Foodservice Footprint Reduce-2-2 No gain without net-zero pain Out of Home News Analysis

No gain without net-zero pain

Technical fixes have a role to play in the transition to a zero carbon economy but our consumption habits will have to change too, says David Burrows.

There is a fine art to crafting headlines that hook you and this one from the Financial Times opinion pages last week certainly got me: ‘Moving to net-zero may not hurt as much as we think.’ I’d just finished writing about how difficult net-zero will be for food businesses to achieve, so my interest was piqued.

The focus was, largely, on us, the public. Our lives haven’t changed after the phase out of chlorofluorocarbons (CFCs) so perhaps this will be the case with the transition to net-zero carbon too? “… we still have fridges, air conditioners and spray cans. There is no consumer convenience we had to give up to save the ozone layer. Once CFCs were banned, alternatives were found quickly,” Martin Sandbu wrote.

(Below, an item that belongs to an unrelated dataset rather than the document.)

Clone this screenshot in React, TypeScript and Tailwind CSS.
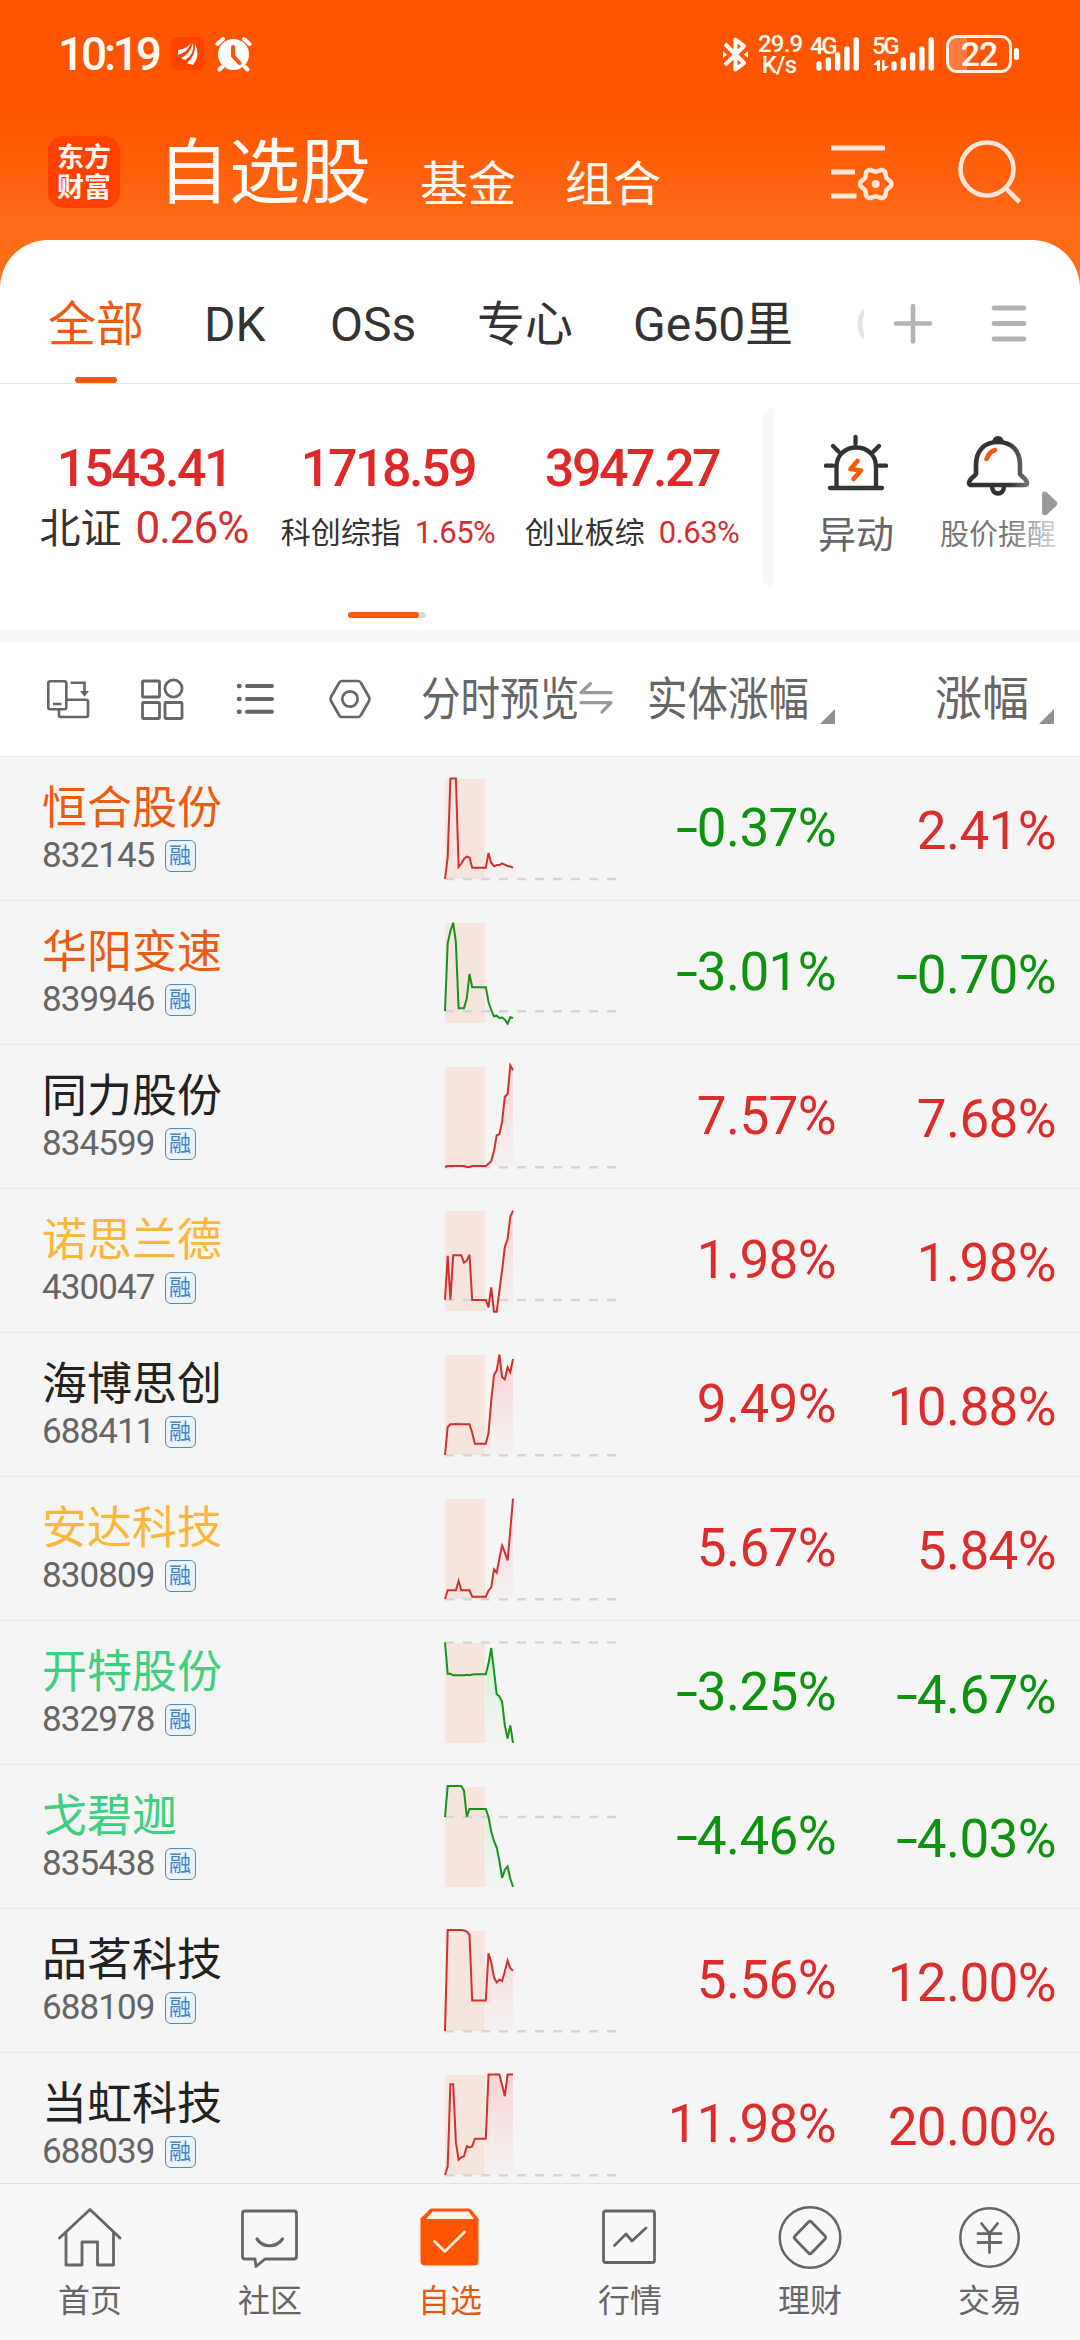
import type { ReactNode } from 'react';
import clsx from 'clsx';

// last 26 ticks of the intraday line, one value per tick, in chart pixels
const stocks = [
  { name: '恒合股份', code: '832145', color: 'text-[#f05a10]', body: '-0.37%', change: '2.41%', base: 123, up: true,
    line: [123, 101, 22.5, 22.5, 22.5, 111, 107.5, 103, 100.7, 101.5, 111.7, 111.7, 111.7, 111.7, 111.7, 111.7, 97, 106.7, 110.3, 109, 109, 107.3, 108.7, 110, 110.5, 111.7] },
  { name: '华阳变速', code: '839946', color: 'text-[#f05a10]', body: '-3.01%', change: '-0.70%', base: 111.3, up: false,
    line: [111, 43.3, 31, 22.7, 42.7, 108.3, 108.3, 108.3, 98.3, 74, 87.3, 87.3, 87.3, 87.3, 87.3, 87.3, 101.7, 110, 116.3, 115.7, 118, 117.5, 119.7, 123.7, 117.3, 118] },
  { name: '同力股份', code: '834599', color: 'text-[#222]', body: '7.57%', change: '7.68%', base: 123.3, up: true,
    line: [123, 122, 122, 122, 122, 122, 122, 122, 123, 123, 122, 122, 122, 122, 122, 122, 119.7, 117.3, 107, 91.3, 90.3, 77.7, 53, 50, 21.3, 26.3] },
  { name: '诺思兰德', code: '430047', color: 'text-[#fcb738]', body: '1.98%', change: '1.98%', base: 112, up: true,
    line: [111.7, 67.7, 111.7, 67.3, 67.3, 67.3, 67.3, 74.7, 72.7, 66.7, 112, 112, 112, 112, 112, 112, 119.3, 99.3, 123.7, 123.7, 102.7, 82.3, 59.3, 50.7, 28.7, 22.7] },
  { name: '海博思创', code: '688411', color: 'text-[#222]', body: '9.49%', change: '10.88%', base: 123.3, up: true,
    line: [123, 95, 92.3, 92.3, 92, 92.3, 92.3, 92.3, 92.3, 92.3, 100.7, 111.7, 111.7, 111.7, 111.7, 111.7, 101, 69, 43, 38.3, 22.7, 45, 47.3, 35.3, 40.3, 27] },
  { name: '安达科技', code: '830809', color: 'text-[#fcb738]', body: '5.67%', change: '5.84%', base: 123.3, up: true,
    line: [123, 114.3, 114.3, 114.3, 114.3, 105, 114.3, 114.3, 114.3, 114.3, 120.7, 120.7, 120.7, 120.7, 120.7, 120.7, 114.7, 111.3, 93.3, 96.7, 82.3, 69.7, 76.3, 84.3, 54, 22.7] },
  { name: '开特股份', code: '832978', color: 'text-[#3ecf80]', body: '-3.25%', change: '-4.67%', base: 22.5, up: false,
    line: [22.5, 53.8, 53.8, 55.3, 55.3, 55.3, 55.3, 55.3, 54.8, 55.3, 54.5, 54.2, 54.2, 54.2, 54.2, 54.2, 43.6, 28, 51, 74.2, 76.3, 81.8, 105.4, 118.5, 105.4, 122.9] },
  { name: '戈碧迦', code: '835438', color: 'text-[#3ecf80]', body: '-4.46%', change: '-4.03%', base: 53, up: false,
    line: [53, 22.1, 22.1, 22.1, 22.1, 22.1, 22.1, 26.8, 52.7, 45, 45, 45, 45, 45, 45, 45, 53, 67.6, 77, 83.6, 97, 114, 106, 102.5, 114.5, 122.8] },
  { name: '品茗科技', code: '688109', color: 'text-[#222]', body: '5.56%', change: '12.00%', base: 123.3, up: true,
    line: [123, 22.1, 22.1, 22.1, 22.1, 22.1, 22.1, 22.4, 23.5, 26.8, 92.6, 92.6, 92.6, 92.6, 92.6, 92.6, 45.3, 53.7, 69.3, 74.4, 71.5, 73, 63.5, 52.6, 60.2, 62.8] },
  { name: '当虹科技', code: '688039', color: 'text-[#222]', body: '11.98%', change: '20.00%', base: 123.3, up: true,
    line: [123, 114.3, 32.2, 32.2, 90.4, 107.8, 105.3, 104.2, 94.4, 95.4, 94.4, 86.7, 86.7, 86.7, 86.7, 86.7, 22.4, 22.4, 22.4, 22.4, 22.4, 33, 44.2, 22.4, 22.4, 22.4] },
];

const indices = [
  { name: '北证', value: '1543.41', change: '0.26%', large: true },
  { name: '科创综指', value: '1718.59', change: '1.65%', large: false },
  { name: '创业板综', value: '3947.27', change: '0.63%', large: false },
];

const STEP = 2.72;

function Spark({ line, base, up }: { line: number[]; base: number; up: boolean }) {
  const pts = line.map((y, i) => `${(1 + i * STEP).toFixed(1)},${y}`);
  const area = [...pts.slice(15), `${1 + 25 * STEP},123`, `${1 + 15 * STEP},123`].join(' ');
  return (
    <svg width="174" height="144" viewBox="0 0 174 144" fill="none">
      <defs>
        <linearGradient id="fade-up" gradientUnits="userSpaceOnUse" x1="0" y1="22" x2="0" y2="123">
          <stop offset="0" stopColor="#f9c9cb" stopOpacity="0.8" />
          <stop offset="1" stopColor="#f5eeee" stopOpacity="0.6" />
        </linearGradient>
        <linearGradient id="fade-down" gradientUnits="userSpaceOnUse" x1="0" y1="22" x2="0" y2="123">
          <stop offset="0" stopColor="#bff0c4" stopOpacity="0.9" />
          <stop offset="0.8" stopColor="#eef3ee" stopOpacity="0.7" />
        </linearGradient>
      </defs>
      <rect x="1" y="23" width="40" height="100" fill="#f6e5dc" />
      <polygon points={area} fill={up ? 'url(#fade-up)' : 'url(#fade-down)'} />
      <path d={`M1 ${base}H172`} stroke="#d3d6db" strokeWidth="2.4" strokeDasharray="9 9" />
      <polyline points={pts.join(' ')} stroke={up ? '#d42f2f' : '#1a911a'} strokeWidth="2" />
    </svg>
  );
}

function Percent({ value, className }: { value: string; className: string }) {
  const down = value.startsWith('-');
  return (
    <div className={clsx('text-right text-[53px] leading-[60px] tracking-[-0.6px] whitespace-nowrap', down ? 'text-[#0d930f]' : 'text-[#dd2c2c]', className)}>
      {down && <span className="inline-block origin-right scale-x-150">-</span>}
      {down ? value.slice(1) : value}
    </div>
  );
}

function Signal() {
  return (
    <svg width="44" height="36" viewBox="0 0 44 36" stroke="#fff" strokeWidth="5.4" strokeLinecap="round">
      {[25, 21, 16, 10, 1].map((y, i) => <path key={y} d={`M${3 + i * 9.3} ${y + 3}V32`} />)}
    </svg>
  );
}

function StatusBar() {
  return (
    <div className="h-[108px] pt-[34px] pl-[58px] pr-[61px] flex justify-between">
      <div className="flex items-start">
        <span className="w-[113px] text-[46px] leading-[40px] tracking-[-3.2px] font-medium">10:19</span>
        <svg className="mt-[3px]" width="33" height="33" viewBox="0 0 33 33">
          <rect width="33" height="33" rx="7" fill="#ff4200" />
          <path d="M7 13Q15 12 20 6Q17 15 7 18ZM10 21Q19 17 22 6Q24 17 14 23ZM16 26Q25 18 24 7Q30 18 22 28Z" fill="#fff" />
        </svg>
        <svg className="mt-[1px] ml-[11px]" width="37" height="38" viewBox="0 0 37 38" fill="none" strokeLinecap="round">
          <circle cx="18.5" cy="19.5" r="15.5" fill="#fff" />
          <path d="M2.5 9L8 4M34.5 9L29 4M7 32L4.5 34.5M30 32L32.5 34.5" stroke="#fff" strokeWidth="4" />
          <path d="M18 12V21L24.5 28" stroke="#ff5500" strokeWidth="4" />
        </svg>
      </div>
      <div className="flex items-start">
        <svg className="mt-[2px] mr-[9px]" width="27" height="37" viewBox="0 0 27 37" fill="none" stroke="#fff" strokeWidth="4" strokeLinejoin="round">
          <path d="M3 8L22 27L13.5 33.5V3.5L22 10L3 29" />
          <path d="M1 15L5 18.5L1 22ZM26 15L22 18.5L26 22Z" fill="#fff" stroke="none" />
        </svg>
        <div className="w-[42px] text-center text-[24px] leading-[21px] font-medium tracking-[-0.8px] whitespace-nowrap">
          <div>29.9</div>
          <div>K/s</div>
        </div>
        <div className="relative ml-[16px] w-[52px]">
          <span className="absolute -left-[6px] top-[1px] text-[24px] leading-[22px] font-medium tracking-[-2.5px]">4G</span>
          <div className="pt-[2px]"><Signal /></div>
        </div>
        <div className="relative ml-[6px] w-[62px] pl-[17px]">
          <span className="absolute left-[-2px] top-[1px] text-[24px] leading-[22px] font-medium tracking-[-2.5px]">5G</span>
          <svg className="absolute -left-px top-[26px]" width="16" height="11" viewBox="0 0 16 11" fill="#fff">
            <path d="M0 5L5 0H7V11H4V5ZM9 0H11.5V6H16L11 11H9Z" />
          </svg>
          <div className="pt-[2px]"><Signal /></div>
        </div>
        <div className="ml-[10px] mt-px w-[66px] h-[38px] shrink-0 rounded-[11px] border-[3px] border-[#fff1e8] bg-linear-to-r from-[#ff7a3d] from-30% to-transparent to-30% text-center text-[34px] leading-[33px] font-medium tracking-[-1px]">22</div>
        <div className="ml-[2px] mt-[14px] w-[5px] h-[12px] rounded-full bg-white" />
      </div>
    </div>
  );
}

// six-lobed outline of the settings gear
const gear = Array.from({ length: 72 }, (_, i) => {
  const a = (i * Math.PI) / 36;
  const r = 14 + 1.7 * Math.cos(6 * a);
  return `${(47.7 + r * Math.cos(a)).toFixed(1)},${(44 + r * Math.sin(a)).toFixed(1)}`;
}).join(' ');

function TitleBar() {
  return (
    <div className="h-[132px] flex items-start">
      <div className="ml-[48px] mt-[28px] w-[72px] h-[72px] rounded-[15px] bg-[#ff4200] pt-[7px] text-center text-[27px] leading-[30px] font-bold">
        东方<br />财富
      </div>
      <h1 className="ml-[38px] mt-[29px] text-[71px] leading-[72px]">自选股</h1>
      <span className="ml-[49px] mt-[47px] text-[48px] leading-[60px]">基金</span>
      <span className="ml-[49px] mt-[47px] text-[48px] leading-[60px]">组合</span>
      <svg className="ml-auto mt-[32px]" width="70" height="64" viewBox="0 0 70 64" fill="none" stroke="#ffe6d6" strokeWidth="5">
        <path d="M3 8H57M3 32H27M3 56H28.5" />
        <polygon points={gear} strokeWidth="4.5" />
        <circle cx="47.7" cy="44" r="4" fill="#ffe6d6" stroke="none" />
      </svg>
      <svg className="ml-[57px] mr-[55px] mt-[32px]" width="70" height="66" viewBox="0 0 70 66" fill="none" stroke="#ffe6d6" strokeWidth="4.6">
        <circle cx="32" cy="29" r="26.5" />
        <path d="M50 47.5L64.5 62" />
      </svg>
    </div>
  );
}

function Tabs() {
  return (
    <div className="h-[144px] border-b-[1.5px] border-[#e4e4e4] flex items-start text-[48px] leading-[60px] text-[#333] whitespace-nowrap">
      <div className="ml-[48px] mt-[55px] w-[156px] h-[89px] text-[#f05a10]">
        全部
        <div className="ml-[27px] mt-[22px] w-[42px] h-[6px] rounded-full bg-[#f55a0a]" />
      </div>
      <div className="mt-[55px] w-[126px]">DK</div>
      <div className="mt-[55px] w-[147px]">OSs</div>
      <div className="mt-[55px] w-[156px]">专心</div>
      <div className="mt-[55px] w-[222px]">Ge50里</div>
      <div className="mt-[55px] w-[9px] overflow-hidden text-[#e2e2e2]">C</div>
      <svg className="ml-[29px] mt-[62px]" width="40" height="42" viewBox="0 0 40 42" stroke="#b3b3b3" strokeWidth="4.6" strokeLinecap="round">
        <path d="M3 21.500H37M20 4V39.500" />
      </svg>
      <svg className="ml-[57px] mt-[62px]" width="40" height="42" viewBox="0 0 40 42" stroke="#b3b3b3" strokeWidth="4.8" strokeLinecap="round">
        <path d="M4 6H34M4 21.500H34M4 37H34" />
      </svg>
    </div>
  );
}

function MarketStrip() {
  return (
    <div className="relative h-[246px] bg-white">
      <div className="flex pl-[22px]">
        {indices.map((item) => (
          <div key={item.name} className="w-[244px] pt-[55px] flex flex-col items-center whitespace-nowrap">
            <div className="text-[52px] leading-[60px] tracking-[-2.5px] font-medium text-[#e12828]">{item.value}</div>
            <div className={clsx('flex items-baseline gap-[14px] leading-[50px] text-[#333]', item.large ? 'mt-[4px] text-[41px]' : 'mt-[9px] text-[30px]')}>
              <span>{item.name}</span>
              <span className={clsx('text-[#d23030]', item.large ? 'text-[44px] tracking-[-1px]' : 'text-[31px] tracking-[-0.5px]')}>{item.change}</span>
            </div>
          </div>
        ))}
        <div className="ml-[8px] mt-[24px] w-[12px] h-[180px] rounded-l-[12px] bg-[#f7f8fb]" />
        <div className="ml-[34px] mt-[50px] w-[96px] flex flex-col items-center text-[#666]">
          <svg width="64" height="60" viewBox="0 0 64 60" fill="none" stroke="#333" strokeWidth="4.3" strokeLinecap="round">
            <path d="M12.5 54V33C12.5 7 52 7 52 33V54M6 54H58M31.5 3V10M2 31.7H9M55 31.7H62M9 12L14.5 17.5M55 12L49.5 17.5" />
            <path d="M33.5 27L26.5 35L37 36.5L29.5 45" stroke="#f55a0a" strokeWidth="4.6" strokeLinejoin="round" />
          </svg>
          <span className="mt-[16px] text-[38px] leading-[50px]">异动</span>
        </div>
        <div className="relative ml-[33px] mt-[50px] w-[122px] flex flex-col items-center text-[#777]">
          <svg width="64" height="64" viewBox="0 0 64 64" fill="none" stroke="#333" strokeWidth="4.6">
            <path d="M10 40V31C10 17 18 8 32 8S54 17 54 31V40C56 43 61 45 61 49Q61 51 58 51H6Q3 51 3 49C3 45 8 43 10 40Z" strokeLinejoin="round" />
            <path d="M26 8Q27 2 32 2T38 8Z" fill="#333" stroke="none" />
            <path d="M26 52C26 62 38 62 38 52" />
            <path d="M20.5 25Q23 18 29 16" stroke="#f55a0a" strokeLinecap="round" />
          </svg>
          <span className="mt-[12px] text-[29px] leading-[50px] whitespace-nowrap">股价提醒</span>
          <div className="absolute right-0 top-0 w-[52px] h-[130px] bg-linear-to-r from-white/0 to-white/75" />
          <svg className="absolute right-[1px] top-[57px]" width="16" height="25" viewBox="0 0 16 25" fill="#999">
            <path d="M0 3Q1 -1 5 1.5L14.5 10.5Q16 12.5 14.5 14.5L5 23.5Q1 26 0 22Z" />
          </svg>
        </div>
      </div>
      <div className="absolute left-[348px] top-[228px] w-[78px] h-[6px] rounded-full bg-[#d8d8d8]">
        <div className="w-[71px] h-full rounded-full bg-[#fa5b05]" />
      </div>
    </div>
  );
}

function Corner({ className }: { className: string }) {
  return (
    <svg className={className} width="15" height="15" viewBox="0 0 15 15" fill="#8f8f96">
      <path d="M15 0V15H0Z" />
    </svg>
  );
}

function ListHeader() {
  return (
    <div className="h-[114px] bg-white flex items-start text-[46px] leading-[60px] text-[#666] whitespace-nowrap">
      <div className="ml-[46px] mt-[36px] mr-[49px] w-[326px] flex justify-between">
        <svg width="44" height="44" viewBox="0 0 44 44" fill="none" stroke="#666" strokeWidth="2.6">
          <rect x="2.3" y="3.3" width="18" height="28" rx="2" />
          <path d="M7 26H15.5M20.5 21.7H40Q42 21.7 42 23.7V37Q42 39 40 39H15Q13 39 13 37V32M24.6 4.7H38.5V15" />
          <path d="M34 13H43L38.5 18.7Z" fill="#666" stroke="none" />
        </svg>
        <svg width="44" height="44" viewBox="0 0 44 44" fill="none" stroke="#666" strokeWidth="2.8">
          <rect x="2.5" y="3" width="17" height="16" rx="1" />
          <circle cx="33.5" cy="10.5" r="8.6" />
          <rect x="2.5" y="24.5" width="17" height="16" rx="1" />
          <rect x="25" y="24.5" width="17" height="16" rx="1" />
        </svg>
        <svg width="44" height="44" viewBox="0 0 44 44" fill="none" stroke="#666" strokeWidth="4" strokeLinecap="round">
          <path d="M5 8H5.500M5 21H5.500M5 33.700H5.500" strokeWidth="4.6" />
          <path d="M13 8H38M13 21H38M13 33.700H38" />
        </svg>
        <svg width="44" height="44" viewBox="0 0 44 44" fill="none" stroke="#666" strokeWidth="2.7" strokeLinejoin="round">
          <path d="M14 3H30Q32 3 33 5L41 19Q42 21 41 23L33 37Q32 39 30 39H14Q12 39 11 37L3 23Q2 21 3 19L11 5Q12 3 14 3Z" />
          <circle cx="22" cy="21" r="7.7" />
        </svg>
      </div>
      <div className="mt-[27px] w-[157px]">
        <span className="inline-block origin-left scale-x-[0.86]">分时预览</span>
      </div>
      <svg className="mt-[38px]" width="36" height="36" viewBox="0 0 36 36" fill="none" stroke="#999" strokeWidth="3.2" strokeLinecap="round" strokeLinejoin="round">
        <path d="M12.5 3.5L3 12.7H33M3 22.7H33L24 32" />
      </svg>
      <div className="ml-[33px] mt-[27px] w-[173px]">
        <span className="inline-block origin-left scale-x-[0.88]">实体涨幅</span>
      </div>
      <Corner className="mt-[67px]" />
      <span className="ml-auto mt-[27px] text-[47px]">涨幅</span>
      <Corner className="ml-[10px] mr-[26px] mt-[67px]" />
    </div>
  );
}

function NavItem({ label, active, children }: { label: string; active?: boolean; children: ReactNode }) {
  return (
    <div className={clsx('flex flex-col items-center pt-[21px] text-[32px] leading-[40px]', active ? 'text-[#e35a15]' : 'text-[#666]')}>
      <svg width="64" height="66" viewBox="0 0 64 66" fill="none" stroke="currentColor" strokeWidth="2.8" strokeLinecap="round" strokeLinejoin="round">
        {children}
      </svg>
      <span className="mt-[10px]">{label}</span>
    </div>
  );
}

function BottomNav() {
  return (
    <nav className="h-[157px] shrink-0 border-t border-[#e0e1e3] bg-[#f8f8fb] grid grid-cols-6">
      <NavItem label="首页">
        <path d="M1.5 33L32 4.5L62 33M8 28V60H24V37H39.5V60H55.5V28" />
      </NavItem>
      <NavItem label="社区">
        <path d="M7 6H56Q58.5 6 58.5 8.5V51.5Q58.5 54 56 54H27L18 61.5L17 54H7Q4.5 54 4.5 51.5V8.5Q4.5 6 7 6Z" />
        <path d="M19 34C25 43 38 43 44.5 34" strokeWidth="3.2" />
      </NavItem>
      <NavItem label="自选" active>
        <path d="M14 3.5H50.5Q52 3.5 53 4.5L60.5 13.5V56Q60.5 60.5 56 60.5H7Q2.5 60.5 2.5 56V13.5L11.5 4.5Q12.5 3.5 14 3.5Z" fill="#ff5500" stroke="none" />
        <path d="M14.5 6.5H50.5L56 14H8Z" fill="#fdf3ee" stroke="none" />
        <path d="M16.5 36.5L26.8 46.5L46.5 27" stroke="#ffe8dc" />
      </NavItem>
      <NavItem label="行情">
        <rect x="5.5" y="6" width="51" height="51.5" rx="2" />
        <path d="M16.5 40.5L28 29L34 36L48 23" />
      </NavItem>
      <NavItem label="理财">
        <circle cx="32" cy="32.5" r="30.3" strokeWidth="2.5" />
        <path d="M30.5 17Q32 15.5 33.5 17L47 31Q48.5 32.5 47 34L33.5 48Q32 49.5 30.5 48L17 34Q15.5 32.5 17 31Z" />
      </NavItem>
      <NavItem label="交易">
        <circle cx="31.5" cy="32.5" r="29.2" strokeWidth="2.5" />
        <path d="M23.5 18.5L31.5 28.5L39.5 18.5M20 28.7H43M20 37.5H43M31.5 28.7V47.5" />
      </NavItem>
    </nav>
  );
}

export default function App() {
  return (
    <div className="w-[1080px] h-[2340px] overflow-hidden flex flex-col bg-linear-to-b from-[#ff5500] from-[115px] to-[#ff6d18] to-[240px] font-[Roboto,'Noto_Sans_CJK_SC',sans-serif]">
      <header className="h-[240px] shrink-0 text-[#fffaf5]">
        <StatusBar />
        <TitleBar />
      </header>

      <main className="flex-1 min-h-0 overflow-hidden rounded-t-[48px] bg-white">
        <Tabs />
        <MarketStrip />
        <div className="h-[12px] bg-[#f6f7fa]" />
        <ListHeader />

        {/* Watchlist rows */}
        {stocks.map((s) => (
          <div key={s.code} className="h-[144px] border-t border-[#ebebeb] bg-[#f5f5f5] flex items-start">
            <div className="w-[444px] pl-[42px] pt-[26px]">
              <div className={clsx('text-[45px] leading-[52px]', s.color)}>{s.name}</div>
              <div className="mt-[4px] flex items-center gap-[10px] text-[35px] leading-[34px] tracking-[-0.9px] text-[#666]">
                {s.code}
                <span className="w-[31px] h-[32px] rounded-[6px] border border-[#4d8cca] bg-[#eaf3fc] text-center text-[22px] leading-[29px] tracking-normal text-[#4084c8]">融</span>
              </div>
            </div>
            <div className="-mt-px w-[174px] shrink-0"><Spark line={s.line} base={s.base} up={s.up} /></div>
            <Percent value={s.body} className="mt-[41px] w-[218px]" />
            <Percent value={s.change} className="mt-[44px] w-[220px]" />
          </div>
        ))}
      </main>

      <BottomNav />
    </div>
  );
}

He makes some reasoned points that we are already transitioning to activities that are lower carbon. Short-haul flights being replaced by train travel (France is already leading the way on this), electricity from carbon-free sources is well underway (and falling in price), investment in zero emissions cars is accelerating (planes, trucks and ships may be harder but in time will be carbon-free).

“The point is not to underplay the challenge ahead of us, which is gargantuan,” wrote Sandbu. “The carbon transition requires bold steps in politics and policy, and for people and businesses to change their behaviour from fossil-powered to carbon-neutral options.” Fair points, but this next bit sat less well: “But if – hopefully when – we do this, the result need not feel like a revolution. […] victory in the climate fight would amount to our day-to-day-living going on much as it did before. That is a message it would help to hear more often.”

Really? We don’t want to put consumer and business change back by firing out doomsday messages on a daily basis. But equally we can’t lose sight of the fact that our lives (and behaviour) will have to change pretty dramatically. Flying less. Driving less. Using less. And eating less (of certain foods).

Indeed, the author neglects to mention consumption – the elephant in any corporate boardroom or policy control centre when discussions turn to climate change – and food, which is responsible for 34% of anthropogenic greenhouse gas emissions, according to a recent study in Nature Food.

The challenge facing food businesses as, in increasing numbers, they commit to net-zero is gargantuan. Some food-sector commitments are “world class” and make “every effort to be comprehensive, honest and transparent”, says Duncan Oswald, principal consultant at Eunomia, a consultancy. “Others gloss over the relative importance of emissions and suggest that there are easy meaningful solutions when there really are not.”

A major headache is that the lion’s share of emissions emerge at the production end of the chain (so-called scope 3 emissions). Switching to renewable energy in a factory is easy; curbing methane outputs from a cow far less so. “You’re trying to change the behaviour of hundreds of thousands of suppliers in the way they manage land,” Emma Keller, head of sustainability at Nestlé UK&I told me recently.

There are still low-hanging fruits available, through farm management for example and circular approaches to resource use. On a recent Future Food podcast PepsiCo’s VP of environmental stewardship explained how using potato peelings to make fertiliser could cut emissions for Walkers crisps by 70%. Technology will also bring gains – everything from livestock feed to precision application of fertilisers. Regenerative approaches will have a huge part to play, too.

Those with meat and livestock products in their portfolios will find things tough though. Some are ignoring their scope 3 emissions. Others hope to rely on offsets (which can be dubious) and those technological fixes. Consumption is, once again, largely being ignored.

UK politicians, as Footprint noted last week, are happy to leave that up to the market and the public (it’s worth noting that last week, the French environment minister, in an interview with the FT, warned of “profound changes in the lives of our fellow citizens” in order to stay in line with the 2015 Paris climate accord).

Brands talk of encouraging more plant-based eating and ‘better’ meat- and dairy, yet largely avoid the ‘less’ that’s needed to meet the net-zero targets. “…it is hard to see what the end-game will be if your business model relies on burning oil, or belching cows”, Oswald suggests.

Can we really have our carbon cake and eat it? We can, but we won’t be able to have as much of it. And that, as anyone knows, is easier said than done.